MSI->MSI-X mapping is "just zero extend the message".
>
MSI interrupts are the way to go when there are transistors available.
Just having discovered them not to long ago, I still think they are great.
I have the luxury of not needing to support legacy interrupt systems
(yet), all the peripheral cores needing interrupts will have to support
MSI responses.
MSI has been deprecated for years. MSI-X is preferred and used by
most modern devices (and supported by major operating software).
>
The Interrupt port lives in the memory controller and takes an
aperture of addresses and maps them to various interrupt tables.
>
I have read that MSI devices target particular I/O addresses to send the
messages to. Not sure what having a dedicated I/O addresses buys. In my
architecture, rather than target an I/O address a specific processing
core number is specified.
There are many reasons that MSI-X supports vector specific target addresses.
1) It is possible to target DRAM (so software can poll for the interrupt)
This can be done using a dummy core in the system that echos interrupts messages back to the DRAM. A current issue with the way interrupts in my system are working, is they always spit out the interrupt on the response bus, which means they cannot act like the master.
To drive messages onto the bus as requests instead of responses every peripheral device would need to be able to be a bus master. It would add a lot of logic to the system. Extra cross-bar ports etc.
2) It is possible to support level-sensitive semantics by using two vectors;
one to assert the interrupt and the second to deassert it. Each needs
to target a different interrupt controller register (address).
I think this can be handled with the cause code being returned as part of the response.
3) A system may have multiple interrupt controllers for different
security states (e.g. monitor/secure vs. hypervisor vs. direct virtual
to a guest).
Is this just to get more target vectors for each interrupt? Could there be one interrupt controller with multiple target vectors depending on the security state?
Q+ CPU always switches to machine mode to process interrupts. It can then redirect to other operating modes. A security state code could be added to the response so that different vector tables may be used.
>
My architecture goes with a 3-bit priority field, and an 8-bit field to
help resolve the cause of the interrupt.
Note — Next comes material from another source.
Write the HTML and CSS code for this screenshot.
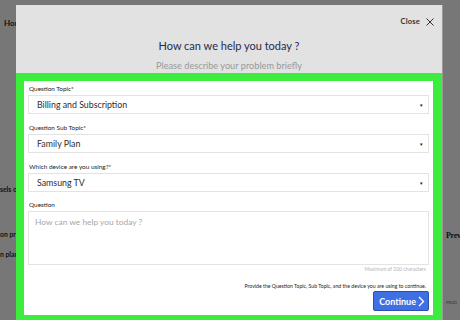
FILE: index.html
```html
<!DOCTYPE html>
<html lang="en">
<head>
  <meta charset="UTF-8" />
  <title>Contact support</title>
  <link rel="stylesheet" href="styles.css">
</head>
<body>
  <!-- page behind the dialog -->
  <div class="backdrop">
    <div class="side-left">
      <div class="crumb">Home</div>
      <div class="side-line first">sels of</div>
      <div class="side-line second">on pr</div>
      <div class="side-line third">n plan</div>
    </div>
    <div class="side-right">
      <div class="prev">Prev</div>
      <div class="product">PROD</div>
    </div>
  </div>

  <div class="modal">
    <div class="modal-head">
      <div class="close-row">
        <span class="close">Close</span>
        <svg class="close-x" width="8" height="8" viewBox="0 0 8 8">
          <path d="M0.5 0.5 L7.5 7.5 M7.5 0.5 L0.5 7.5" stroke="#333" stroke-width="1" fill="none"/>
        </svg>
      </div>
      <h1 class="title">How can we help you today ?</h1>
      <p class="subtitle">Please describe your problem briefly</p>
    </div>

    <form class="modal-body">
      <label class="field-label">Question Topic*</label>
      <div class="select">
        <span>Billing and Subscription</span>
        <span class="caret">&#9662;</span>
      </div>

      <label class="field-label">Question Sub Topic*</label>
      <div class="select">
        <span>Family Plan</span>
        <span class="caret">&#9662;</span>
      </div>

      <label class="field-label">Which device are you using?*</label>
      <div class="select">
        <span>Samsung TV</span>
        <span class="caret">&#9662;</span>
      </div>

      <label class="field-label question">Question</label>
      <div class="textarea">How can we help you today ?</div>
      <div class="hint">Maximum of 200 characters</div>

      <div class="note">Provide the Question Topic, Sub Topic, and the device you are using to continue.</div>
      <div class="actions">
        <button type="button" class="continue">
          <span>Continue</span>
          <svg width="7" height="11" viewBox="0 0 7 11">
            <path d="M1 1 L5.5 5.5 L1 10" stroke="#fff" stroke-width="1.4" fill="none"/>
          </svg>
        </button>
      </div>
    </form>
  </div>
</body>
</html>
```

FILE: styles.css
```css
:root {
  --backdrop: #777777;
  --head-bg: #e2e2e2;
  --green: #3ded3d;
  --border: #e3e3e3;
  --text: #333;
  --navy: #1f2b4d;
  --blue: #3f6fe4;
}

html, body {
  margin: 0;
  padding: 0;
}

body {
  width: 460px;
  height: 320px;
  overflow: hidden;
  background: var(--backdrop);
  font-family: Lato, "Open Sans", sans-serif;
  color: var(--text);
  position: relative;
}

/* page under the overlay */
.backdrop {
  display: flex;
  justify-content: space-between;
  height: 320px;
}

.side-left {
  padding-left: 4px;
  font-size: 6.8px;
  color: #111;
}

.crumb {
  margin-top: 18px;
  font-weight: 700;
  font-size: 8px;
}

.side-line {
  font-weight: 700;
  margin-left: -4px;
}

.side-line.first { margin-top: 157px; }
.side-line.second { margin-top: 37px; }
.side-line.third { margin-top: 12px; }

.side-right {
  width: 17px;
  overflow: hidden;
  font-family: "Liberation Serif", serif;
  color: #111;
}

.prev {
  margin-top: 231px;
  margin-left: 3px;
  font-size: 8px;
  font-weight: 700;
  letter-spacing: -0.3px;
}

.product {
  margin-top: 60px;
  margin-left: 3px;
  font-family: Lato, sans-serif;
  font-size: 4px;
  color: #333;
}

/* dialog */
.modal {
  position: absolute;
  left: 16px;
  top: 5px;
  width: 426px;
  height: 330px;
  background: var(--head-bg);
  box-shadow: 1px 0 0 #9a9a9a;
}

.modal-head {
  height: 68px;
  overflow: hidden;
  text-align: center;
}

.close-row {
  display: flex;
  justify-content: flex-end;
  align-items: center;
  gap: 6px;
  padding: 12px 8px 0 0;
  height: 9px;
}

.close {
  font-size: 7.5px;
  font-weight: 700;
  color: #3b3030;
  letter-spacing: 0.2px;
}

.title {
  margin: 13px 0 0;
  font-size: 11px;
  font-weight: 400;
  color: var(--navy);
  line-height: 14px;
}

.subtitle {
  margin: 7px 0 0;
  font-size: 9.2px;
  color: #9a9a9a;
  line-height: 12px;
}

.modal-body {
  margin: 0;
  height: 230px;
  border: 8px solid var(--green);
  border-right-width: 9px;
  background: #fff;
  padding: 4px 4px 0;
  display: flex;
  flex-direction: column;
}

.field-label {
  font-size: 6.4px;
  line-height: 8px;
  color: #222;
  padding-left: 1px;
}

.select {
  margin-top: 2px;
  margin-bottom: 10px;
  height: 17px;
  border: 1px solid var(--border);
  display: flex;
  align-items: center;
  justify-content: space-between;
  padding: 0 5px 0 8px;
  font-size: 8.8px;
  color: #2d2d2d;
}

.caret {
  font-size: 5px;
  color: #111;
}

.field-label.question {
  margin-top: -1px;
}

.textarea {
  margin-top: 2px;
  height: 42px;
  border: 1px solid var(--border);
  padding: 5px 6px;
  font-size: 8.4px;
  color: #a6a6a6;
}

.hint {
  text-align: right;
  font-size: 5px;
  color: #b5b5b5;
  margin-top: 1px;
  padding-right: 3px;
}

.note {
  text-align: right;
  font-size: 5.2px;
  color: #222;
  margin-top: 11px;
  padding-right: 3px;
}

.actions {
  display: flex;
  justify-content: flex-end;
  margin-top: 2px;
}

.continue {
  display: flex;
  align-items: center;
  gap: 2px;
  height: 20px;
  padding: 0 3px 0 5px;
  background: var(--blue);
  border: 1px solid #2a4fb0;
  border-radius: 2px;
  color: #fff;
  font-family: Lato, sans-serif;
  font-size: 9px;
  font-weight: 700;
}
```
The bus/device/function is also
part of the interrupt response.
That's what ARM64 GIC does, each interrupt is accompanied by a 20+ bit
'device id', which is composed of the segment, bus, dev/func values
for the sending device. Since each PCIe controller can consume the
entire bus space potentially, the segment widens the device id space
to include a large number of devices. The 'device id' is used to
select the in-memory table used to map the interrupt to the target
guest and the target guest vector number.
Seems like going out to memory tables to fetch the targets of an interrupt would be costly, perhaps slow. In the SoC there are already a half dozen devices fighting for access to the DRAM.
I think you really want an interrupt controller as an intermediary
between the device and the CPU interrupt signal, allows a great deal
of implementation flexibility (e.g. changing the target CPU in the
Absolutely. Be crazy not to. There is an irq controller component separate from the CPU. (I decided to move the controller outside of the CPU).
interrupt controller tables rather than requiring the device driver
to change the msix-vector address field).
Updating I/O is faster than updating DRAM tables.
I need to study more on the use of interrupt tables.